Mozilla updates Firefox every six to eight weeks; the last time it upgraded the browser, to version 60, was May 9, or just shy of seven weeks ago.

Perform or else

With Firefox 61, Mozilla returned to trumpeting performance, one of the primary touts used when it rolled out the revamped — and newly named — Firefox Quantum in November.

At the top of the list were, well, lists: "Retained display lists."

Those are actual lists the browser composes of the elements needed to display a page, then sorted in a back-to-front fashion for proper painting of each component. Before Firefox 61, the browser built a new display list from scratch each time a page required updating. "This is great for simplicity: we don't have to worry about figuring out which bits changed or went away. Unfortunately, the process can take a really long time," Matt Woodrow, a senior staff software engineer, said in a Monday post to a Mozilla blog.

The re-creation of display lists impacts page-painting performance, particularly with video, which is best viewed with updates 60 times per second. "This has always been a performance problem, but as websites have become more complex and more users have access to higher resolution monitors, the problem has been magnified," Woodrow contended.
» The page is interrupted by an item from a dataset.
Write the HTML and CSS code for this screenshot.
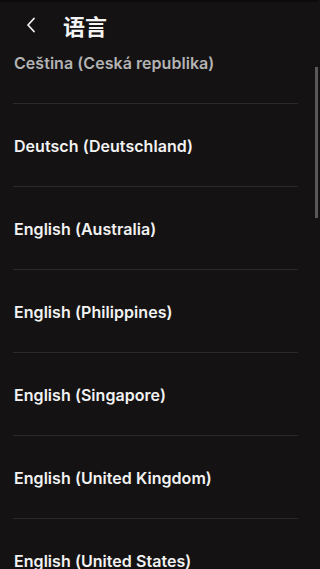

Instead, Firefox now retains the parts of the display list that haven't changed from the just-prior compilation, building a new display list "only for the parts of the page that changed since we last painted and then merge the new list with the old," according to Woodrow. The results: Page painting times fell by an average of 33% and there was an almost 40% decrease in dropped frames blamed on list making. Almost as important, freeing the browser from rebuilding the list means the application — and the horsepower behind it in the device's silicon — can be applied to other tasks.

Warm up those tabs

In the Windows and Linux versions of Firefox 61, Mozilla debuted a feature it called "tab warming," that promises faster tab-to-tab switching.

As a user slides the mouse pointer toward and over a tab, Firefox detects the movement. The browser then preemptively renders the layers for the tab's (or tabs') display(s) and uploads those layers to the page compositor, "when we're pretty sure you're likely to switch to that tab," said Mike Conley, a Firefox developer, in a post to his personal blog.

Switching tabs using key combinations — on a Mac, it's Control-Tab — will not receive the same preemptive loading.

Conley downplayed the feature. "For many cases, I don't actually think tab warming will be very noticeable; in my experience, we're able to render and upload the layers2 for most sites quickly enough for the difference to be negligible," he wrote in that same post.

Don't forget security

Mozilla fixed 18 different security flaws in the Firefox 61 update — patches are a part of almost every upgrade — six of which were tagged "Critical," the company's most-serious ranking.

Also on the security front, Firefox 61 set support for the latest draft of TLS 1.3 as on-by-default. TLS 1.3 is an Internet-standard cryptographic protocol for encrypting the traffic between browser and site server; it was officially approved earlier this year.

Browser support for TLS 1.3, at least in an on-by-default setting, has been shaky. Last year, Chrome turned it on, but later back off when site and service incompatibilities popped up. Google's browser has yet to switch TLS 1.3 support on as the default.